◆ Aim ◆
Copy out all lines of the records in which the word "page" appears.

◆ Extracted entries ◆
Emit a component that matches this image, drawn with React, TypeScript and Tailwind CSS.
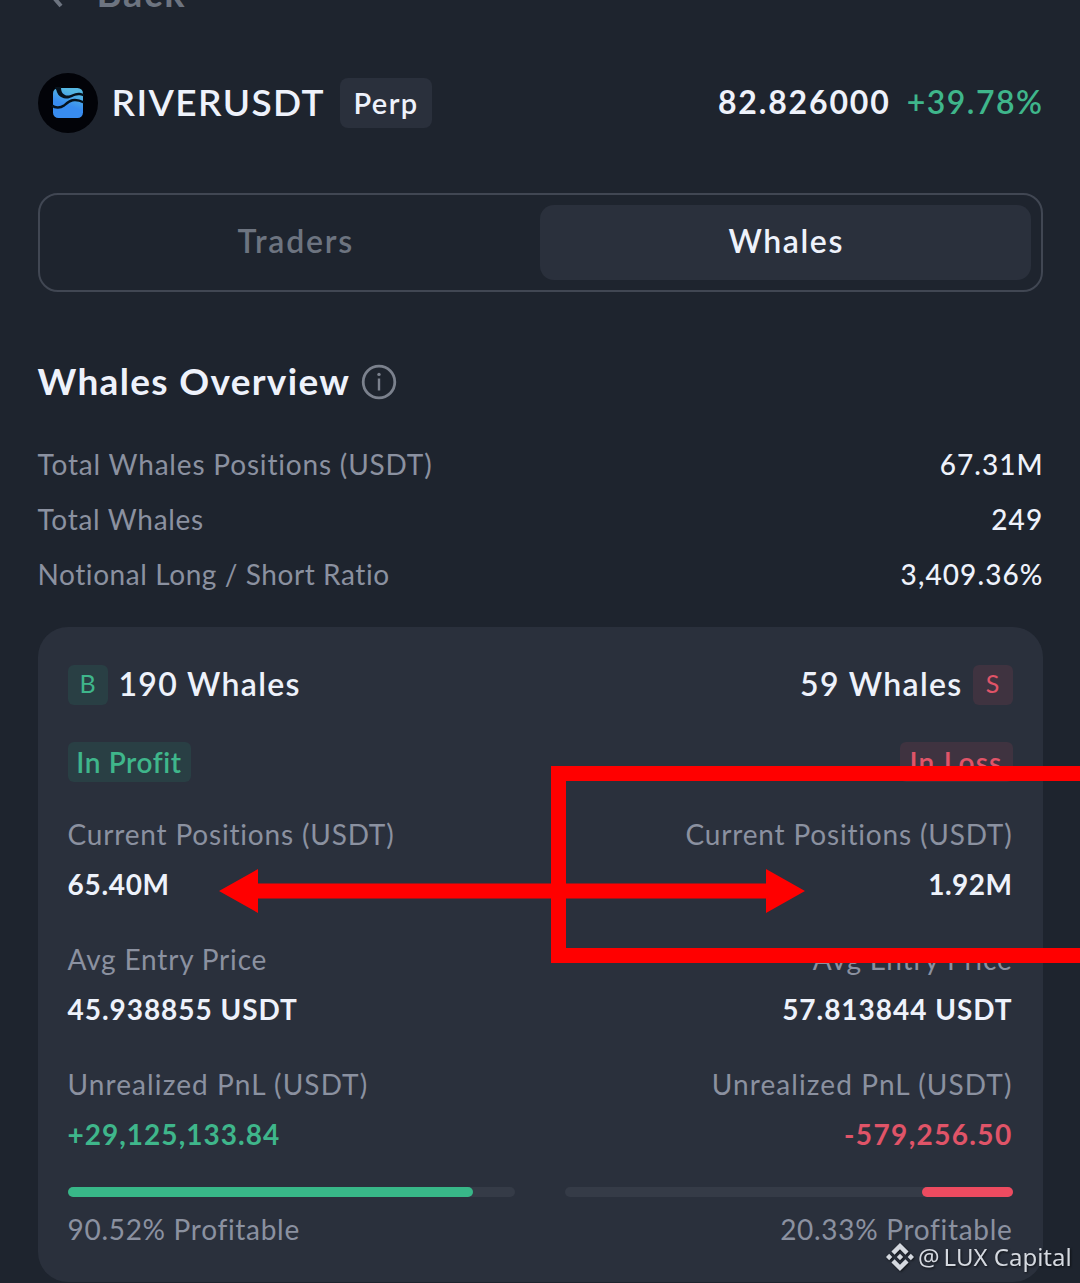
--
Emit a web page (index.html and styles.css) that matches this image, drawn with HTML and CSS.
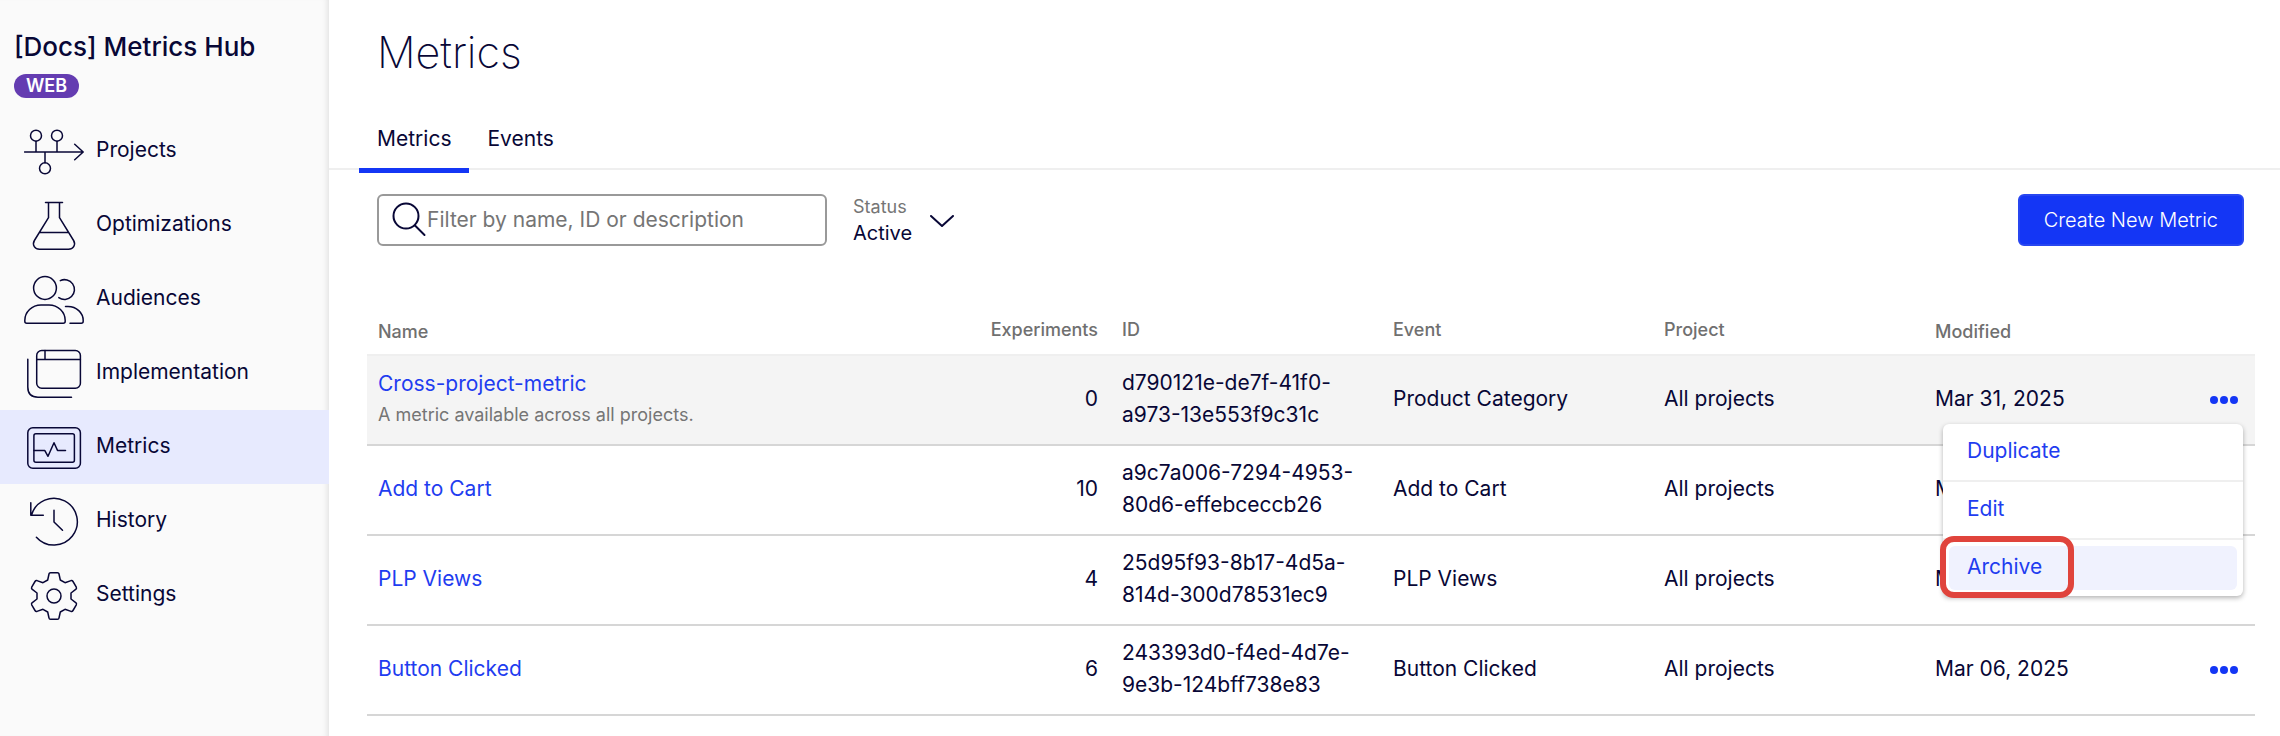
--
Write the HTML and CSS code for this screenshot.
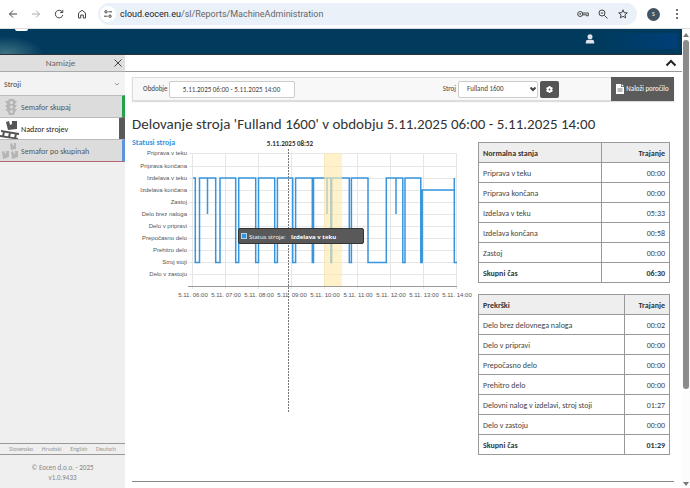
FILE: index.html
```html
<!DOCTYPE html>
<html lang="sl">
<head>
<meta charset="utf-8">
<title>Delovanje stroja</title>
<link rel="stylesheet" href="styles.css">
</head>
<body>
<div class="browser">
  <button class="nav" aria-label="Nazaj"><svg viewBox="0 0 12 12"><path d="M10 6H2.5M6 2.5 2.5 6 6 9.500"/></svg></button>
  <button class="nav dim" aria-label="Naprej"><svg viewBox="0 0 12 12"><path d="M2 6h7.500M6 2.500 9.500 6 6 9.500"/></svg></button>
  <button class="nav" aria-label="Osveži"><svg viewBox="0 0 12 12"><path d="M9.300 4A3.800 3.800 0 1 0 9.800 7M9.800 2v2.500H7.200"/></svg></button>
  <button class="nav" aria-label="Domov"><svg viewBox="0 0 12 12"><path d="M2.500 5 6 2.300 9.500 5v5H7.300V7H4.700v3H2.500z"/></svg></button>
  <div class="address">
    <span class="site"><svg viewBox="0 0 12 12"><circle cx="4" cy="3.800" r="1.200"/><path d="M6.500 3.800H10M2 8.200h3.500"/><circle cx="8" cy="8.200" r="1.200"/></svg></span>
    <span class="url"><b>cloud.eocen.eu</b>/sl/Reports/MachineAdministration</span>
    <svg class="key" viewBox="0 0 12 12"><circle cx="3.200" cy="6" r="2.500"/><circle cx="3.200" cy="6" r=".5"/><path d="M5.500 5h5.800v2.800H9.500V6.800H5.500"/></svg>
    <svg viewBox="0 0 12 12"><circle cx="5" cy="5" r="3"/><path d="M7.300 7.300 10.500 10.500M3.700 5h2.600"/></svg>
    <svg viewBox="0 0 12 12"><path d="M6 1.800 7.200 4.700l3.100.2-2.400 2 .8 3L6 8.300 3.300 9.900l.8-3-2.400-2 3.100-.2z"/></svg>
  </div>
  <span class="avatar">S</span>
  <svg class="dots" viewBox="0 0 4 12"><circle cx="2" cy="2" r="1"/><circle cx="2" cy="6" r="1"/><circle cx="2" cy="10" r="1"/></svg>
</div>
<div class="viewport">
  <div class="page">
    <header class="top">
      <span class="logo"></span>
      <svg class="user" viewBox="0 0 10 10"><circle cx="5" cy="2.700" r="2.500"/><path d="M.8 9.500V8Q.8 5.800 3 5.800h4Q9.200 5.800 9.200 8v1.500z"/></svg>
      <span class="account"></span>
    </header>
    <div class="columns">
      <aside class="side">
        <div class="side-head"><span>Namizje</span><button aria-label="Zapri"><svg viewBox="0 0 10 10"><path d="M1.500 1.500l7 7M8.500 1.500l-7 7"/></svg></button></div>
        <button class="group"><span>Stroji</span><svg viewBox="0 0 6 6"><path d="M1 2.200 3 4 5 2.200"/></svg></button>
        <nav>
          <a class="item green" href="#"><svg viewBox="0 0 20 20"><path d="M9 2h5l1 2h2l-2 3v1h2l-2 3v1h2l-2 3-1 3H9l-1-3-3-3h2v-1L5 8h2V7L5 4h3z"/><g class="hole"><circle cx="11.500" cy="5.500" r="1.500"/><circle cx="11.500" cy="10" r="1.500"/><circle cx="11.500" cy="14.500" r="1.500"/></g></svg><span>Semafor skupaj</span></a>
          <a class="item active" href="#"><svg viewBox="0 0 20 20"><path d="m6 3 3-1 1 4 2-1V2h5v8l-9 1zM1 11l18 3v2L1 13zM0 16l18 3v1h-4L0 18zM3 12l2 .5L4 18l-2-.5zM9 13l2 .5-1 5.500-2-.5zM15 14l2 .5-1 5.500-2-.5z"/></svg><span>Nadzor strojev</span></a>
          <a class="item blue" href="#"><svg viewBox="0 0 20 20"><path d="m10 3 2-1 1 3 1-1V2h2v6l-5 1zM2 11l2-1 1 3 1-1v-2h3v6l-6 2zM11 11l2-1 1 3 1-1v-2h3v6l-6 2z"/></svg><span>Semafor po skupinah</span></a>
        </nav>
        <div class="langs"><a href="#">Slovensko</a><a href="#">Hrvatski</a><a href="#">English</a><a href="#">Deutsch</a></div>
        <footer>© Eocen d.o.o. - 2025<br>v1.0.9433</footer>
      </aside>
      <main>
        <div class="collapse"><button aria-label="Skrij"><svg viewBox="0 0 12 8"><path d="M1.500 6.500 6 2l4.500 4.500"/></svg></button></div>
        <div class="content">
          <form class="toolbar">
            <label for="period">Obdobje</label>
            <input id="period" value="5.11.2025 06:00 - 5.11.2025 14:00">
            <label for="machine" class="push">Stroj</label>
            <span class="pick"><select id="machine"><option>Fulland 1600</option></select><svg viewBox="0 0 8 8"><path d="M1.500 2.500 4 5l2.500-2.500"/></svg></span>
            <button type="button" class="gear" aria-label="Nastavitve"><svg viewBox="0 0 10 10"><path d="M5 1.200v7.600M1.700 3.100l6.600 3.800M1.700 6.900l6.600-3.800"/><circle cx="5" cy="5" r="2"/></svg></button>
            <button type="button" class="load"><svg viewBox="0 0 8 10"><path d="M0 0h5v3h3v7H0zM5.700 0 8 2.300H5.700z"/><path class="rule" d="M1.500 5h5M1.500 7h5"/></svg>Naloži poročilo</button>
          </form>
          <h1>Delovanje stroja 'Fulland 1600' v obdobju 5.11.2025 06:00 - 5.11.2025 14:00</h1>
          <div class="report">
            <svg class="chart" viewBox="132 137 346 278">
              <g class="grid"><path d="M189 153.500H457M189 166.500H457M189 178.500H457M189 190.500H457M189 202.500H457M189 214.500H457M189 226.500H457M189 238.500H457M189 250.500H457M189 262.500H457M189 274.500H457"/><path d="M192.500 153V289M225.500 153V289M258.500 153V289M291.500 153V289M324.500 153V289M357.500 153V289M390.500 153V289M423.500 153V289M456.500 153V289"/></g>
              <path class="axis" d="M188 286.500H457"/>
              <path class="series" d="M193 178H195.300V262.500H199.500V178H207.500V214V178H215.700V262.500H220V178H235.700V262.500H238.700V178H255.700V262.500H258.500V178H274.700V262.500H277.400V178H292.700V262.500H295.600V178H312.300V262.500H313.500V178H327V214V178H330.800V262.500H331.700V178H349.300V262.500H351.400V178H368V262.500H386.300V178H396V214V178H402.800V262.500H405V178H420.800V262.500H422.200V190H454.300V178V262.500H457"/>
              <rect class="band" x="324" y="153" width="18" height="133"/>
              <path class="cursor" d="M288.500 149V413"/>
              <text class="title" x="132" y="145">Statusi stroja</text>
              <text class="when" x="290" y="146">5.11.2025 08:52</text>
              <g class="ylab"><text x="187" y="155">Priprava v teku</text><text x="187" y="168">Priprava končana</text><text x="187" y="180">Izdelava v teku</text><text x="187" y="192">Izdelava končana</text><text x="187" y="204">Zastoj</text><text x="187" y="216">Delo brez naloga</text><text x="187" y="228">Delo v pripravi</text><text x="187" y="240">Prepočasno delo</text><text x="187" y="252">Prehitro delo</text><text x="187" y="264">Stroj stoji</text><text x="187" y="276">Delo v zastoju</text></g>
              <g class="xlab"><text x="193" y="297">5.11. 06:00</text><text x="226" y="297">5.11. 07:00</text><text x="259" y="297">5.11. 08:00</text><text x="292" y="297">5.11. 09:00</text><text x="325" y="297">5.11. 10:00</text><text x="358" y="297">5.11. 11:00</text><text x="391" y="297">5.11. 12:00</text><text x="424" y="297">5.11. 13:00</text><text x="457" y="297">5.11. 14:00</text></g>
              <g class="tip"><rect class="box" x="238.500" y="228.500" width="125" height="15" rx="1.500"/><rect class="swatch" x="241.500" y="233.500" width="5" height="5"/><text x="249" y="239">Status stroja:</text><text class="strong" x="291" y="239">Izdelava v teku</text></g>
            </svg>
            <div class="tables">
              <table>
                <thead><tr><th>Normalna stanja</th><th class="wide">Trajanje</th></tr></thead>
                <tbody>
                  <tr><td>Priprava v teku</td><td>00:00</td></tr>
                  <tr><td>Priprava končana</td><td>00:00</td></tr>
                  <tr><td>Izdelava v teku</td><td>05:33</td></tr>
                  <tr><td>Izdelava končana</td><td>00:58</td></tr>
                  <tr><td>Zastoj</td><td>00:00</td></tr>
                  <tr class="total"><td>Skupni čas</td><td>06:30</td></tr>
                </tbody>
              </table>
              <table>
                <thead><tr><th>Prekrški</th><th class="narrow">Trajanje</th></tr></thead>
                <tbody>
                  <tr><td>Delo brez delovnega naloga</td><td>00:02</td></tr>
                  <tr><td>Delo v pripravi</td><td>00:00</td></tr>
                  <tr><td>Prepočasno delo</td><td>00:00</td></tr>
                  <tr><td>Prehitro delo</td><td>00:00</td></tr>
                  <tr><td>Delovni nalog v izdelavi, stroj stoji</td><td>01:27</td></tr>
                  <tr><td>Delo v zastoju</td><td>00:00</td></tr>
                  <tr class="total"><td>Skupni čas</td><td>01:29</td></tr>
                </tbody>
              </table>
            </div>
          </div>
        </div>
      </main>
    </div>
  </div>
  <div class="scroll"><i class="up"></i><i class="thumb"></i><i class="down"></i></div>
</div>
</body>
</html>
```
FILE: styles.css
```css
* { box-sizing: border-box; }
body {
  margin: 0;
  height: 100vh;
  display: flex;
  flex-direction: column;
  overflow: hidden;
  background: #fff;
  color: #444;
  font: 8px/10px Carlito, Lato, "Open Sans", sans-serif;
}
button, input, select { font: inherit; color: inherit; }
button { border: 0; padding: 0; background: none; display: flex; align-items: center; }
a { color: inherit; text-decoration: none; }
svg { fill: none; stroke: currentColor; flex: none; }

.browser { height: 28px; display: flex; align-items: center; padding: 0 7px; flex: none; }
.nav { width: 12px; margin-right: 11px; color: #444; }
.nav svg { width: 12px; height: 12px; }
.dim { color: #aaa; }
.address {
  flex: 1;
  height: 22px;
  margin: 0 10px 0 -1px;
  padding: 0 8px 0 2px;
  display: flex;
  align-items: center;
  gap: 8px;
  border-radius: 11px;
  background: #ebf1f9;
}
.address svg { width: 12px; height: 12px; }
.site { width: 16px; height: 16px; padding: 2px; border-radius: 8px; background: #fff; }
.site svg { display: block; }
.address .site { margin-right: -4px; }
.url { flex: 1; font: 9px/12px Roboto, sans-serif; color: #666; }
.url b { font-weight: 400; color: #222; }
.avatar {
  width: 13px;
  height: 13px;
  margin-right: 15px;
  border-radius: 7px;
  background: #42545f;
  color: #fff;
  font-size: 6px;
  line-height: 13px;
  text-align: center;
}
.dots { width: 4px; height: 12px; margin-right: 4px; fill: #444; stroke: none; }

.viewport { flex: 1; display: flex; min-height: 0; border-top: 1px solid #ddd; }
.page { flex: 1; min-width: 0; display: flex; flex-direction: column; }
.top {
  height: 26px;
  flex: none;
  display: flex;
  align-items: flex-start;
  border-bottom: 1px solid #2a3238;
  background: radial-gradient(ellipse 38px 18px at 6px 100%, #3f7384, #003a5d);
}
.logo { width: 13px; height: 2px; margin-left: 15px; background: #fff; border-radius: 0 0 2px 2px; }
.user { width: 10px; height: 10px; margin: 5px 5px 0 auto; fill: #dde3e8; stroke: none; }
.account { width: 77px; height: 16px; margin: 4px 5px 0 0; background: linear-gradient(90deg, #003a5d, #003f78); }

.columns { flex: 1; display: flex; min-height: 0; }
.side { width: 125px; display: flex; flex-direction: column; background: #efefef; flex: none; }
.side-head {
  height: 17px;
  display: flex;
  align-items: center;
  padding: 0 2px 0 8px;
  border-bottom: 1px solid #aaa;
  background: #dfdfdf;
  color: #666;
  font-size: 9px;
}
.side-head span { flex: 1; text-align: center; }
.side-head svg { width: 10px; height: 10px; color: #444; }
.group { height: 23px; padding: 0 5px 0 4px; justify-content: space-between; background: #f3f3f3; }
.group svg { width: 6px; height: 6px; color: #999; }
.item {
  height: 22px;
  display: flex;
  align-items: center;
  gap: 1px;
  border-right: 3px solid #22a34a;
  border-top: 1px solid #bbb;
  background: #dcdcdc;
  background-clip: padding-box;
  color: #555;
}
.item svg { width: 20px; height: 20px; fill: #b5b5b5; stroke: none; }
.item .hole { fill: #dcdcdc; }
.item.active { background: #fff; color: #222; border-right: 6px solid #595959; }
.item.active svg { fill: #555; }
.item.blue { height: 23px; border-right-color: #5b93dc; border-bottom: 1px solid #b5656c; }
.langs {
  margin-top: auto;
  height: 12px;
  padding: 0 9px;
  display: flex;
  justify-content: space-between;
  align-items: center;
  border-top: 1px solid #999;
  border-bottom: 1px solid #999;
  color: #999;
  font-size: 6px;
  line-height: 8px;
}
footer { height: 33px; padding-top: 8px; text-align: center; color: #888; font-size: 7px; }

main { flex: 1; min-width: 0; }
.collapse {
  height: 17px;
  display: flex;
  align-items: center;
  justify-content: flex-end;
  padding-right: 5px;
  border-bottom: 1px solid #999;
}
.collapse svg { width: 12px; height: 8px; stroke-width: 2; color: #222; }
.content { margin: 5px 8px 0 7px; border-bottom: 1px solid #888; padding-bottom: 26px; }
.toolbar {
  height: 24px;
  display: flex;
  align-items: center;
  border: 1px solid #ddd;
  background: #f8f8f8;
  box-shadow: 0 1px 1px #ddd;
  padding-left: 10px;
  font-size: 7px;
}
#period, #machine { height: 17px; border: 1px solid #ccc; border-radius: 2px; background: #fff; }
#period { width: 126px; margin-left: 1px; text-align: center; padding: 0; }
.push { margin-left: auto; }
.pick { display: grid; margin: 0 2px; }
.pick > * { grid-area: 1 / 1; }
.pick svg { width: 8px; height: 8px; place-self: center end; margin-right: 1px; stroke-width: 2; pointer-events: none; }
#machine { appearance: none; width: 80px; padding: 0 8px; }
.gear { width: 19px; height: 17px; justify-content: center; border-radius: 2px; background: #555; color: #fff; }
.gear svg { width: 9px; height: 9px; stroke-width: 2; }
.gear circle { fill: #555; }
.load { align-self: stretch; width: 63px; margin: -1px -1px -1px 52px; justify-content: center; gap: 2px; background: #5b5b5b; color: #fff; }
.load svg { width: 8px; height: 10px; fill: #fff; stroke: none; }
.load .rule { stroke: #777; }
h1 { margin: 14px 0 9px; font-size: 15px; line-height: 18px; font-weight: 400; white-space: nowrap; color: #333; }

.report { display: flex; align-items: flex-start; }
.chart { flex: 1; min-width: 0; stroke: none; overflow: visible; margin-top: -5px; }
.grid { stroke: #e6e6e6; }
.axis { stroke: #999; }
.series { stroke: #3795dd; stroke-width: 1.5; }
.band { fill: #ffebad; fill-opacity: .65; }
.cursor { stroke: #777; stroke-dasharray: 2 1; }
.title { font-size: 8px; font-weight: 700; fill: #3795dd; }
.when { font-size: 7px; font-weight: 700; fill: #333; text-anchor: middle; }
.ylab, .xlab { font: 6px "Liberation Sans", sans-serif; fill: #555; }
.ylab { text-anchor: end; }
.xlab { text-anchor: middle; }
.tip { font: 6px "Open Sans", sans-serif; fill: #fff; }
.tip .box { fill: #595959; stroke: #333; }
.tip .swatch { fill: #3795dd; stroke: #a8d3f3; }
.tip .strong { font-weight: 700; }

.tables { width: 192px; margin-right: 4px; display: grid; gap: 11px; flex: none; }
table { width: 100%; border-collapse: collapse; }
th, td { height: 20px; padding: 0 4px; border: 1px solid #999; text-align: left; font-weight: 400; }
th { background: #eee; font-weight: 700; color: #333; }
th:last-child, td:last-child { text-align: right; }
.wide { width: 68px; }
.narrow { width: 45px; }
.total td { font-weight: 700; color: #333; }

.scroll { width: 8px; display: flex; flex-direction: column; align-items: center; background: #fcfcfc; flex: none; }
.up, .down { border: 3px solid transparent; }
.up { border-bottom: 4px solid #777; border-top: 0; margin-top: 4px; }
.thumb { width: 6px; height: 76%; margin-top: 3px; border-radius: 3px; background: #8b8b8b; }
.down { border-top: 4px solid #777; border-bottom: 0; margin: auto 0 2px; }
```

◆ Final answer ◆
Emit a web page (index.html and styles.css) that matches this image, drawn with HTML and CSS.
  <div class="page">
.page { flex: 1; min-width: 0; display: flex; flex-direction: column; }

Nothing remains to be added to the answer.